Frida Kahlo & Surrealism
Now Playing: Original Post 6th Dec, 2005
I recently got deeply interested in the life and paintings of Frida Kahlo, the 20th century Mexican Renaissance painter. Of course it was the movie "Frida" to begin with. Julie Taymor's (and Salma Hayek's) 2002 movie did one good thing above all, it breathed life back into Mexican cultural history of the last century, especially painting. I knew nothing about Frida before I watched this film. And after I did, Frida was all over me.
I saw another documentary film about Frida Kahlo and her times. Carlos Fuentes, the famous Mexican author, was one of the commentators. It is a platitude now that Frida's work is inseparable from the life she led. Nearly every painting she did, seems to have been drawn with her fragile yet compelling sexuality, with the real blood she spilled all along her walks and the ill-fate that walked with her - all seem to serve as the corolla from which her painting swirls out. The one interesting aspect of Frida's painting is "surrealism". Let me self-reflect a little bit on this today. Frida's painting was considered to be "vaguely surrealistic" much like the way South-Asian English accent would seem to many Westerners as "vaguely British".
Andre Breton, the theorist behind the French Surrealistic movement, went to Mexico City and met Frida and her lover/husband, the noted painter Diego Rivera. Breton did see a bold new brand of "surrealism" in Frida Kahlo (maybe much like the way Marc Chagall, the German painter, saw "Modern Expressionism" in Tagore's paintings and urged him to join their movement). While Tagore denied outright to sign up for the brand, I thought, Frida was sort of hesitant initially. She agreed to latch onto the "brandname" in some vague way. Later Breton invited her to display her paintings in Paris. Nothing had been arranged for her when she landed in Paris. It left her sour-lipped for a while; finally a show could be arranged and Frida sold well.
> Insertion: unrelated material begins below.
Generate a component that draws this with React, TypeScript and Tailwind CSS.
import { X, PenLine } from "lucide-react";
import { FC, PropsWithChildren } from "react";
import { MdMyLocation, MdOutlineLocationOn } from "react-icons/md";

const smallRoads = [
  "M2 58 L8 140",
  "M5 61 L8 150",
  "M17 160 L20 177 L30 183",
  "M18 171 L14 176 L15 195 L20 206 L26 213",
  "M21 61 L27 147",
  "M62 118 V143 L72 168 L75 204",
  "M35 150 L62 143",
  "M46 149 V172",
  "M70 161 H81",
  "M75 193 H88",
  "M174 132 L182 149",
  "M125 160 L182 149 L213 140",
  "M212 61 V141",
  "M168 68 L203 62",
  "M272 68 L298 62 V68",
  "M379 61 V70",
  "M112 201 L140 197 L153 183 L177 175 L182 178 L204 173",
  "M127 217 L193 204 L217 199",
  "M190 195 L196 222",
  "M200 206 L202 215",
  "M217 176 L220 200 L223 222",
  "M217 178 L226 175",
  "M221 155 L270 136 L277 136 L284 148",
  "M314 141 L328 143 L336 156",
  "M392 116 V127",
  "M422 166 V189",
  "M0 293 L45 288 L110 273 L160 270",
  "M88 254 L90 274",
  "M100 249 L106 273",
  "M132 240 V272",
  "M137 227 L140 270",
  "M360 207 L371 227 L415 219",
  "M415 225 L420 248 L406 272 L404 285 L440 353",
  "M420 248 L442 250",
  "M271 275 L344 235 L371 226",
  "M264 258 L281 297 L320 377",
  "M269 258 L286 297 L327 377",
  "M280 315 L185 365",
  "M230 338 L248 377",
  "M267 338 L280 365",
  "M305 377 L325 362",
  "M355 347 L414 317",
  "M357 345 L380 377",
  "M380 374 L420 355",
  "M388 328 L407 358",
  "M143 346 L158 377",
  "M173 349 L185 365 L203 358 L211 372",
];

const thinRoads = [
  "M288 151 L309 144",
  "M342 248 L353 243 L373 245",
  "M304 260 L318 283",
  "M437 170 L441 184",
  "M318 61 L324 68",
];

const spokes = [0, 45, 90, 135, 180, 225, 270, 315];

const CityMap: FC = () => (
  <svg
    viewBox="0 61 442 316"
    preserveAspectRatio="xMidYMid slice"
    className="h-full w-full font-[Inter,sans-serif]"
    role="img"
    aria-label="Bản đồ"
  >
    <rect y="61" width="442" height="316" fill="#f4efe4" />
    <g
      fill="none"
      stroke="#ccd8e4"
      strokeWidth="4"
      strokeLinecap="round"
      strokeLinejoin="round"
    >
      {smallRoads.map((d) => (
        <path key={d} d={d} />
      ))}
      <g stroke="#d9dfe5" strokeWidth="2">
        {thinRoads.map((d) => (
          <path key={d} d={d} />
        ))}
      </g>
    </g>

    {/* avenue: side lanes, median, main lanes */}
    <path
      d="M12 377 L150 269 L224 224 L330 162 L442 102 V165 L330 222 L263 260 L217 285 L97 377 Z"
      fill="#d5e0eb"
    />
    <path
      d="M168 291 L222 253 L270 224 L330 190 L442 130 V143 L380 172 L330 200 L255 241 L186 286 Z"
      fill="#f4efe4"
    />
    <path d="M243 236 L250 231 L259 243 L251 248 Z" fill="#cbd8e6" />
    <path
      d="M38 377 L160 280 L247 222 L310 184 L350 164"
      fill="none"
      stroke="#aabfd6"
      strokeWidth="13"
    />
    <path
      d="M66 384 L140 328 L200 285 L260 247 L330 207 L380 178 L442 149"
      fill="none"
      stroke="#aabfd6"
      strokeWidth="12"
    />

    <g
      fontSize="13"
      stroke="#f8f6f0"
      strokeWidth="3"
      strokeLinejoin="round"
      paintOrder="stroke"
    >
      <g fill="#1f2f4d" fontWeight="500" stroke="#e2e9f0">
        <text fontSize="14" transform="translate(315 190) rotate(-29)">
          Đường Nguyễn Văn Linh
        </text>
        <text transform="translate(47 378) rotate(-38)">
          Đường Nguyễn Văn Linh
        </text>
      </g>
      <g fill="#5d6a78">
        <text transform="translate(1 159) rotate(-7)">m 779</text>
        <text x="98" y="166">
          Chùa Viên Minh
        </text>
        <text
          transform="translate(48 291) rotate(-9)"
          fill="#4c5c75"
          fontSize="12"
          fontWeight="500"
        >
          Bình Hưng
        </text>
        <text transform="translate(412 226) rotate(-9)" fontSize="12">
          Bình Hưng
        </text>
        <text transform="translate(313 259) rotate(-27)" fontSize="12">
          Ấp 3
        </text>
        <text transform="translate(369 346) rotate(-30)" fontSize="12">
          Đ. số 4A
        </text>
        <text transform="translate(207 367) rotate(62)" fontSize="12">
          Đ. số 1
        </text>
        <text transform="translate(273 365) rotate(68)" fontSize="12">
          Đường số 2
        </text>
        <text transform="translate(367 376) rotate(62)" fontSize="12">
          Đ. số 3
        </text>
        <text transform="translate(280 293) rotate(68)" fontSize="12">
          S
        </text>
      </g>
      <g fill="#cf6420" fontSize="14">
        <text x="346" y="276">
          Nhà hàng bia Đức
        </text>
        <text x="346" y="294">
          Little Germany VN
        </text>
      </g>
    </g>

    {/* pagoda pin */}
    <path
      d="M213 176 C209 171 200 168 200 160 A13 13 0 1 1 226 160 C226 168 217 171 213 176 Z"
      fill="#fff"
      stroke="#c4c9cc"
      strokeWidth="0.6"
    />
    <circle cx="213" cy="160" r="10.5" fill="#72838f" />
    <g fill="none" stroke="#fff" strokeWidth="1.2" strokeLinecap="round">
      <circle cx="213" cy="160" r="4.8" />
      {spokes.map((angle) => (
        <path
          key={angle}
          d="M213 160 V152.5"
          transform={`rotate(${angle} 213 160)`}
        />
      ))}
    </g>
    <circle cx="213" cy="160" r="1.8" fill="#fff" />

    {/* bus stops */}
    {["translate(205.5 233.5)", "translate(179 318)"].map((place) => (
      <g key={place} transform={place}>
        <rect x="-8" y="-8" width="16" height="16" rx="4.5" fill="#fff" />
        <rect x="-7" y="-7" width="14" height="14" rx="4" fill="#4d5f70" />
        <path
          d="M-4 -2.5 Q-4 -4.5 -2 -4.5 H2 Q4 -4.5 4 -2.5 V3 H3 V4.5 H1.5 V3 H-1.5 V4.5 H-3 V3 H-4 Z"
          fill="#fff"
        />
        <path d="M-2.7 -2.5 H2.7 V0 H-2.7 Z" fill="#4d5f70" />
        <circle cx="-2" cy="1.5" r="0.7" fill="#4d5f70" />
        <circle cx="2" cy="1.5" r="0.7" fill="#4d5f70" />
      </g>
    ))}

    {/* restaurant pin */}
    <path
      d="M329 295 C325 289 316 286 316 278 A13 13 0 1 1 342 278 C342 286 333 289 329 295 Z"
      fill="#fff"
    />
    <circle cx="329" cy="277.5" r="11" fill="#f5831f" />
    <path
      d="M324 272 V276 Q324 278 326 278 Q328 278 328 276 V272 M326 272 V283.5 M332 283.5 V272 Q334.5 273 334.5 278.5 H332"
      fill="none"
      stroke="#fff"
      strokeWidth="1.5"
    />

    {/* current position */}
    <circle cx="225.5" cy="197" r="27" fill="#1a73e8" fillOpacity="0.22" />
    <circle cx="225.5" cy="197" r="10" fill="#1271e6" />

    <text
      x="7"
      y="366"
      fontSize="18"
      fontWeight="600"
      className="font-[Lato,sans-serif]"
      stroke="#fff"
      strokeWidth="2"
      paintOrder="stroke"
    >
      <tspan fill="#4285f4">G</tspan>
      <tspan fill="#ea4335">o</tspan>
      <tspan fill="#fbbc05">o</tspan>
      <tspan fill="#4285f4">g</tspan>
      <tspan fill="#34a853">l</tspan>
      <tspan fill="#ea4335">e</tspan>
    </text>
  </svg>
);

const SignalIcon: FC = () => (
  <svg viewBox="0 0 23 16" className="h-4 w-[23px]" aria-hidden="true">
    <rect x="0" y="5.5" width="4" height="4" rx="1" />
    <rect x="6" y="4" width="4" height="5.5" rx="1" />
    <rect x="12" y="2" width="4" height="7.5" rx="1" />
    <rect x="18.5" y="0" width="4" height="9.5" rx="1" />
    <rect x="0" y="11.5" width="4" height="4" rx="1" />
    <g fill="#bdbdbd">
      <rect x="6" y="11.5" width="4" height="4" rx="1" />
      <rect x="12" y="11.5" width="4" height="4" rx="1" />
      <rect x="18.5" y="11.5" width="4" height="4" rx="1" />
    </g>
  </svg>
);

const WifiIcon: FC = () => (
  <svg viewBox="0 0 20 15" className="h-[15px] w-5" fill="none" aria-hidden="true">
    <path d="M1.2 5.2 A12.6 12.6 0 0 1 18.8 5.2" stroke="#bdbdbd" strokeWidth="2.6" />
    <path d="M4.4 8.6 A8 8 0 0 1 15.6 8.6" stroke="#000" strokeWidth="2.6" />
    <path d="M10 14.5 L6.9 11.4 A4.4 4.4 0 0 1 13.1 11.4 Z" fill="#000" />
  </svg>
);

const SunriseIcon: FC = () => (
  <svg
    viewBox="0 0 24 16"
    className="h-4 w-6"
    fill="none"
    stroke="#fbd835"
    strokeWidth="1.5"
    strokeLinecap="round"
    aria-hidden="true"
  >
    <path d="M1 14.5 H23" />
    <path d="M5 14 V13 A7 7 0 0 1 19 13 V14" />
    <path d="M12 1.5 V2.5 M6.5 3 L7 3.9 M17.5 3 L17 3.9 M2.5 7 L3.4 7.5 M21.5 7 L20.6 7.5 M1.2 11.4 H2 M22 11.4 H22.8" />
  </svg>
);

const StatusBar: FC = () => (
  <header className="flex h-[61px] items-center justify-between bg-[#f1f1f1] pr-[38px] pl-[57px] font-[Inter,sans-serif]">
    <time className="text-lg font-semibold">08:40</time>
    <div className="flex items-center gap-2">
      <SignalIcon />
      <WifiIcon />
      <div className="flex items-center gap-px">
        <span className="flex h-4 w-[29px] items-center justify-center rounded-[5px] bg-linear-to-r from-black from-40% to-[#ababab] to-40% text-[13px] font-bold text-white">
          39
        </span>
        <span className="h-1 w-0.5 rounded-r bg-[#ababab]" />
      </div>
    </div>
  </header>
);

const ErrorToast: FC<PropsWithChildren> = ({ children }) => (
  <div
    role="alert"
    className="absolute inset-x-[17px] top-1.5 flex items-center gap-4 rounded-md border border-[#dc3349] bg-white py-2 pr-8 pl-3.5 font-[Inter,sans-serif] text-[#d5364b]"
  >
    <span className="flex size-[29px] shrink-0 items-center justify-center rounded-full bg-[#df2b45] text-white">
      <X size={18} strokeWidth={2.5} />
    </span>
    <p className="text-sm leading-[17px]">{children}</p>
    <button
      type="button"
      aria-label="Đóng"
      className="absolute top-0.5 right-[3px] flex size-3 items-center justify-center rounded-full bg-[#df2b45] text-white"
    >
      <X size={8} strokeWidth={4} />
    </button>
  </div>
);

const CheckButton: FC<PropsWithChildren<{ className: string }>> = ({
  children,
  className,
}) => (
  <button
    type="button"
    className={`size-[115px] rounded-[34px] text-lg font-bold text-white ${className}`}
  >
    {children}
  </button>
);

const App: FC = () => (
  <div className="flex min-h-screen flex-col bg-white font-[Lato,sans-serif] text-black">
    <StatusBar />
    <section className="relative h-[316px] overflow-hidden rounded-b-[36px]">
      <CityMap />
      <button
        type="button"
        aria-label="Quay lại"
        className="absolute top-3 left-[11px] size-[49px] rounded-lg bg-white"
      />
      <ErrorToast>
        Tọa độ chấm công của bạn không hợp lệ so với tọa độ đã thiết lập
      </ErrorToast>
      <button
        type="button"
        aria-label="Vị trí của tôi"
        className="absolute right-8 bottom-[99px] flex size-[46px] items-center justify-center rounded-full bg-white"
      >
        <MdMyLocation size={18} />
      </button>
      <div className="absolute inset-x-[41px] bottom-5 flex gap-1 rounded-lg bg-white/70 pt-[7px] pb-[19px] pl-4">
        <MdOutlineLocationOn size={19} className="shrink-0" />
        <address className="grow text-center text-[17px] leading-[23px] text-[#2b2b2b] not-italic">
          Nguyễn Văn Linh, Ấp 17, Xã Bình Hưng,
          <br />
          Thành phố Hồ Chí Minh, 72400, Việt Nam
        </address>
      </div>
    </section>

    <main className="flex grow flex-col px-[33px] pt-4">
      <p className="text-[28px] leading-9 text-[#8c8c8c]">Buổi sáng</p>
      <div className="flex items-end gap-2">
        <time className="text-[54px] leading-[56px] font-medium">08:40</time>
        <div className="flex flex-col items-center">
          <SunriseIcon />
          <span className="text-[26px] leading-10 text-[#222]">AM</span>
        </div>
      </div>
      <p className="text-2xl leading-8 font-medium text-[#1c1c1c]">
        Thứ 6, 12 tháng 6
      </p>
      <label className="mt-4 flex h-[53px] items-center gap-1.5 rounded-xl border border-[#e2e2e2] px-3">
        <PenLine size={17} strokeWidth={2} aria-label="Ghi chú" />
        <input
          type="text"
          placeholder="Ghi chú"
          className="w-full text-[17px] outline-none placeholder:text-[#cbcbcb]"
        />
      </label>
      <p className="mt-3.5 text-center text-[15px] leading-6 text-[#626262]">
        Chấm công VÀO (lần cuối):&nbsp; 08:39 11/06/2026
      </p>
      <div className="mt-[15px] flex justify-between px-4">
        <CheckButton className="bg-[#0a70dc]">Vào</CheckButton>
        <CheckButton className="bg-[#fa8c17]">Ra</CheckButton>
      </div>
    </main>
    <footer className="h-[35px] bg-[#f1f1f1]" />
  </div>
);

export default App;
At this point in the video, Carlos Fuentes makes a comment which got me thoroughly enthused over this quality of Frida's work and Latin American culture in general. Fuentes said, that to the Americas, Surrealism was a part of life way before the French invented it. Surrealism was not something that had to be extracted from a dream, it was part of the common Latin thought-process, part of common Latin life. With the new-found freedom, Frida's paintings just expressed it boldly.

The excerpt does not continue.